Short task: The entries that follow should be written out exactly.

Supplied records:
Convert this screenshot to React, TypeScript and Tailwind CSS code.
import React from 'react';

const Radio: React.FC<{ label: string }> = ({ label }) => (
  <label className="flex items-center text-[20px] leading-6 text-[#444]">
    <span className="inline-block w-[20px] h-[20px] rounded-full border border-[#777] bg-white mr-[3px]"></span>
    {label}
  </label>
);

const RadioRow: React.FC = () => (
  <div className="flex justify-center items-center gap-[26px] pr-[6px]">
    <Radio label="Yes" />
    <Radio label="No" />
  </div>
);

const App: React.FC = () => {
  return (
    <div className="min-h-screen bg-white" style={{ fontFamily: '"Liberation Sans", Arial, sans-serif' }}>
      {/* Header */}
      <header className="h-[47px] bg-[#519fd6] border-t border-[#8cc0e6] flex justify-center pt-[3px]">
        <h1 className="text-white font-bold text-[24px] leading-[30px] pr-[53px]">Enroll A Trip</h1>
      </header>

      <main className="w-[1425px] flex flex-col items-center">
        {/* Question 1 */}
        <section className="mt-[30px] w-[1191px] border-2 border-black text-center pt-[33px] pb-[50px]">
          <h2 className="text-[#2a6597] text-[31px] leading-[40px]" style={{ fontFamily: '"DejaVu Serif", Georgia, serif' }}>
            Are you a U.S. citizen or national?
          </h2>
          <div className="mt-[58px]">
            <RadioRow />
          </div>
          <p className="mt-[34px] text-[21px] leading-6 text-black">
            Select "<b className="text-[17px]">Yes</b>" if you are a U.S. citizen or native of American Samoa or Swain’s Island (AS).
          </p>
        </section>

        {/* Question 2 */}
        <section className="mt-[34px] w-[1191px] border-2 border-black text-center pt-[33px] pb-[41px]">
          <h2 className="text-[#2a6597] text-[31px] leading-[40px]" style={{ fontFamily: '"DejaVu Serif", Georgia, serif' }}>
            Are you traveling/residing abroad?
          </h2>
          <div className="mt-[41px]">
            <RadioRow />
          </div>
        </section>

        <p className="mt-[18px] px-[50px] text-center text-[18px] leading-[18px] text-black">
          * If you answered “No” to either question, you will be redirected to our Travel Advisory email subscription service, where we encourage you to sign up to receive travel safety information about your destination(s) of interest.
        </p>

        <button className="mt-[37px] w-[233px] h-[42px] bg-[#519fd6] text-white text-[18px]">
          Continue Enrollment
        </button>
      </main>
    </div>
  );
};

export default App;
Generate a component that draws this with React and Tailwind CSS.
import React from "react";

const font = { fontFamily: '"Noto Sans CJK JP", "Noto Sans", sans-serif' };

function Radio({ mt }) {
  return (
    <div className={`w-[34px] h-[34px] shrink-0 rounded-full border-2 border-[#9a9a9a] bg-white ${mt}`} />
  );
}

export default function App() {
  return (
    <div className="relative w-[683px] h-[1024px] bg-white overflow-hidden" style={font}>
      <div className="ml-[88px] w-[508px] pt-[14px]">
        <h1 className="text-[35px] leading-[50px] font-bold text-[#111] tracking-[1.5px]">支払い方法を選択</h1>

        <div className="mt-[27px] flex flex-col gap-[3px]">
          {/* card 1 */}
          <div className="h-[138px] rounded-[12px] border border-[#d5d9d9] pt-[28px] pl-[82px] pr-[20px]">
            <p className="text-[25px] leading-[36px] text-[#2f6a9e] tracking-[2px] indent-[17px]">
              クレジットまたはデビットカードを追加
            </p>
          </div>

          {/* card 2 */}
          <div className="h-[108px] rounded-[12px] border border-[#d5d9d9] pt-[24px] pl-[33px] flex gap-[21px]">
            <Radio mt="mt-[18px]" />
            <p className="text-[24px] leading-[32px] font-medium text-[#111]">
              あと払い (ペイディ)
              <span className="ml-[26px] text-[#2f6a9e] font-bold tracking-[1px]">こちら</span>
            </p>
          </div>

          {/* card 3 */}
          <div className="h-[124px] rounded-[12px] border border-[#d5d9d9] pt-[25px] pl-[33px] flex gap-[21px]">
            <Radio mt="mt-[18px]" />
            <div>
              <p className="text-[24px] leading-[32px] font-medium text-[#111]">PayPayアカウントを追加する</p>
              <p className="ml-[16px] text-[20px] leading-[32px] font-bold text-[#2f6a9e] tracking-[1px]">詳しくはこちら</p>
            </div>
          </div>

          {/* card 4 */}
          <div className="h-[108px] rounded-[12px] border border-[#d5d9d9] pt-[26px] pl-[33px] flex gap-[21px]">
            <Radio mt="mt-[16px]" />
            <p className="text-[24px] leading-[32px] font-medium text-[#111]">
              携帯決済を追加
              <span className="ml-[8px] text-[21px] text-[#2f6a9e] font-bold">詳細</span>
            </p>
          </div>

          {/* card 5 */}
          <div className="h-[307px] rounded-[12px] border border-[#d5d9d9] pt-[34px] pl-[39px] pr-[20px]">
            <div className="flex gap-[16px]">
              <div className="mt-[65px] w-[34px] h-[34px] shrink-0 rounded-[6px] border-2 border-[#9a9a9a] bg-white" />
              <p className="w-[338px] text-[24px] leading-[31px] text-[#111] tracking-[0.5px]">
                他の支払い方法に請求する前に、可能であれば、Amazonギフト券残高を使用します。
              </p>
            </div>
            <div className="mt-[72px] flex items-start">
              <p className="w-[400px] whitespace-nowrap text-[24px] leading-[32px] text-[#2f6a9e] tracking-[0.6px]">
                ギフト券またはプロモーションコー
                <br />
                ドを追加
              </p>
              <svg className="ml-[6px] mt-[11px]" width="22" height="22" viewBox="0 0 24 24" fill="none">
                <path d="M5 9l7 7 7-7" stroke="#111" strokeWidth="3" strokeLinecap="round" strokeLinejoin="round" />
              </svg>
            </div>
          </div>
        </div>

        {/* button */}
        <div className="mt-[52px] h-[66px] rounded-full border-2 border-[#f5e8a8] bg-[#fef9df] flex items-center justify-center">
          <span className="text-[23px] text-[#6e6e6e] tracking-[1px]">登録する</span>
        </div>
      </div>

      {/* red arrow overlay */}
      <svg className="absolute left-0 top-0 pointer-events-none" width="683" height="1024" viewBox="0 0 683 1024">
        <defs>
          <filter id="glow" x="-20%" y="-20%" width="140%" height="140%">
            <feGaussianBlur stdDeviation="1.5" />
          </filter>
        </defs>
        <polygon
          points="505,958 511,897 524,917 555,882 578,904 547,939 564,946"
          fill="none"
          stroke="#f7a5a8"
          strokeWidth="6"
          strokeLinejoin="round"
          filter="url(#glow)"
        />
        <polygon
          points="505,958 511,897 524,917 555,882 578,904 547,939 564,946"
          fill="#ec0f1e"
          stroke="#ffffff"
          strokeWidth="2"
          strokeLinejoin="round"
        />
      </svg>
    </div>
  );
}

Output of the exercise:
Convert this screenshot to React, TypeScript and Tailwind CSS code.
import React from 'react';

const Radio: React.FC<{ label: string }> = ({ label }) => (
  <label className="flex items-center text-[20px] leading-6 text-[#444]">
    <span className="inline-block w-[20px] h-[20px] rounded-full border border-[#777] bg-white mr-[3px]"></span>
    {label}
  </label>
);

const RadioRow: React.FC = () => (
  <div className="flex justify-center items-center gap-[26px] pr-[6px]">
    <Radio label="Yes" />
    <Radio label="No" />
  </div>
);

const App: React.FC = () => {
  return (
    <div className="min-h-screen bg-white" style={{ fontFamily: '"Liberation Sans", Arial, sans-serif' }}>
      {/* Header */}
      <header className="h-[47px] bg-[#519fd6] border-t border-[#8cc0e6] flex justify-center pt-[3px]">
        <h1 className="text-white font-bold text-[24px] leading-[30px] pr-[53px]">Enroll A Trip</h1>
      </header>

      <main className="w-[1425px] flex flex-col items-center">
        {/* Question 1 */}
        <section className="mt-[30px] w-[1191px] border-2 border-black text-center pt-[33px] pb-[50px]">
          <h2 className="text-[#2a6597] text-[31px] leading-[40px]" style={{ fontFamily: '"DejaVu Serif", Georgia, serif' }}>
            Are you a U.S. citizen or national?
          </h2>
          <div className="mt-[58px]">
            <RadioRow />
          </div>
          <p className="mt-[34px] text-[21px] leading-6 text-black">
            Select "<b className="text-[17px]">Yes</b>" if you are a U.S. citizen or native of American Samoa or Swain’s Island (AS).
          </p>
        </section>

        {/* Question 2 */}
        <section className="mt-[34px] w-[1191px] border-2 border-black text-center pt-[33px] pb-[41px]">
          <h2 className="text-[#2a6597] text-[31px] leading-[40px]" style={{ fontFamily: '"DejaVu Serif", Georgia, serif' }}>
            Are you traveling/residing abroad?
          </h2>
          <div className="mt-[41px]">
            <RadioRow />
          </div>
        </section>

        <p className="mt-[18px] px-[50px] text-center text-[18px] leading-[18px] text-black">
          * If you answered “No” to either question, you will be redirected to our Travel Advisory email subscription service, where we encourage you to sign up to receive travel safety information about your destination(s) of interest.
        </p>

        <button className="mt-[37px] w-[233px] h-[42px] bg-[#519fd6] text-white text-[18px]">
          Continue Enrollment
        </button>
      </main>
    </div>
  );
};

export default App;
Generate a component that draws this with React and Tailwind CSS.
import React from "react";

const font = { fontFamily: '"Noto Sans CJK JP", "Noto Sans", sans-serif' };

function Radio({ mt }) {
  return (
    <div className={`w-[34px] h-[34px] shrink-0 rounded-full border-2 border-[#9a9a9a] bg-white ${mt}`} />
  );
}

export default function App() {
  return (
    <div className="relative w-[683px] h-[1024px] bg-white overflow-hidden" style={font}>
      <div className="ml-[88px] w-[508px] pt-[14px]">
        <h1 className="text-[35px] leading-[50px] font-bold text-[#111] tracking-[1.5px]">支払い方法を選択</h1>

        <div className="mt-[27px] flex flex-col gap-[3px]">
          {/* card 1 */}
          <div className="h-[138px] rounded-[12px] border border-[#d5d9d9] pt-[28px] pl-[82px] pr-[20px]">
            <p className="text-[25px] leading-[36px] text-[#2f6a9e] tracking-[2px] indent-[17px]">
              クレジットまたはデビットカードを追加
            </p>
          </div>

          {/* card 2 */}
          <div className="h-[108px] rounded-[12px] border border-[#d5d9d9] pt-[24px] pl-[33px] flex gap-[21px]">
            <Radio mt="mt-[18px]" />
            <p className="text-[24px] leading-[32px] font-medium text-[#111]">
              あと払い (ペイディ)
              <span className="ml-[26px] text-[#2f6a9e] font-bold tracking-[1px]">こちら</span>
            </p>
          </div>

          {/* card 3 */}
          <div className="h-[124px] rounded-[12px] border border-[#d5d9d9] pt-[25px] pl-[33px] flex gap-[21px]">
            <Radio mt="mt-[18px]" />
            <div>
              <p className="text-[24px] leading-[32px] font-medium text-[#111]">PayPayアカウントを追加する</p>
              <p className="ml-[16px] text-[20px] leading-[32px] font-bold text-[#2f6a9e] tracking-[1px]">詳しくはこちら</p>
            </div>
          </div>

          {/* card 4 */}
          <div className="h-[108px] rounded-[12px] border border-[#d5d9d9] pt-[26px] pl-[33px] flex gap-[21px]">
            <Radio mt="mt-[16px]" />
            <p className="text-[24px] leading-[32px] font-medium text-[#111]">
              携帯決済を追加
              <span className="ml-[8px] text-[21px] text-[#2f6a9e] font-bold">詳細</span>
            </p>
          </div>

          {/* card 5 */}
          <div className="h-[307px] rounded-[12px] border border-[#d5d9d9] pt-[34px] pl-[39px] pr-[20px]">
            <div className="flex gap-[16px]">
              <div className="mt-[65px] w-[34px] h-[34px] shrink-0 rounded-[6px] border-2 border-[#9a9a9a] bg-white" />
              <p className="w-[338px] text-[24px] leading-[31px] text-[#111] tracking-[0.5px]">
                他の支払い方法に請求する前に、可能であれば、Amazonギフト券残高を使用します。
              </p>
            </div>
            <div className="mt-[72px] flex items-start">
              <p className="w-[400px] whitespace-nowrap text-[24px] leading-[32px] text-[#2f6a9e] tracking-[0.6px]">
                ギフト券またはプロモーションコー
                <br />
                ドを追加
              </p>
              <svg className="ml-[6px] mt-[11px]" width="22" height="22" viewBox="0 0 24 24" fill="none">
                <path d="M5 9l7 7 7-7" stroke="#111" strokeWidth="3" strokeLinecap="round" strokeLinejoin="round" />
              </svg>
            </div>
          </div>
        </div>

        {/* button */}
        <div className="mt-[52px] h-[66px] rounded-full border-2 border-[#f5e8a8] bg-[#fef9df] flex items-center justify-center">
          <span className="text-[23px] text-[#6e6e6e] tracking-[1px]">登録する</span>
        </div>
      </div>

      {/* red arrow overlay */}
      <svg className="absolute left-0 top-0 pointer-events-none" width="683" height="1024" viewBox="0 0 683 1024">
        <defs>
          <filter id="glow" x="-20%" y="-20%" width="140%" height="140%">
            <feGaussianBlur stdDeviation="1.5" />
          </filter>
        </defs>
        <polygon
          points="505,958 511,897 524,917 555,882 578,904 547,939 564,946"
          fill="none"
          stroke="#f7a5a8"
          strokeWidth="6"
          strokeLinejoin="round"
          filter="url(#glow)"
        />
        <polygon
          points="505,958 511,897 524,917 555,882 578,904 547,939 564,946"
          fill="#ec0f1e"
          stroke="#ffffff"
          strokeWidth="2"
          strokeLinejoin="round"
        />
      </svg>
    </div>
  );
}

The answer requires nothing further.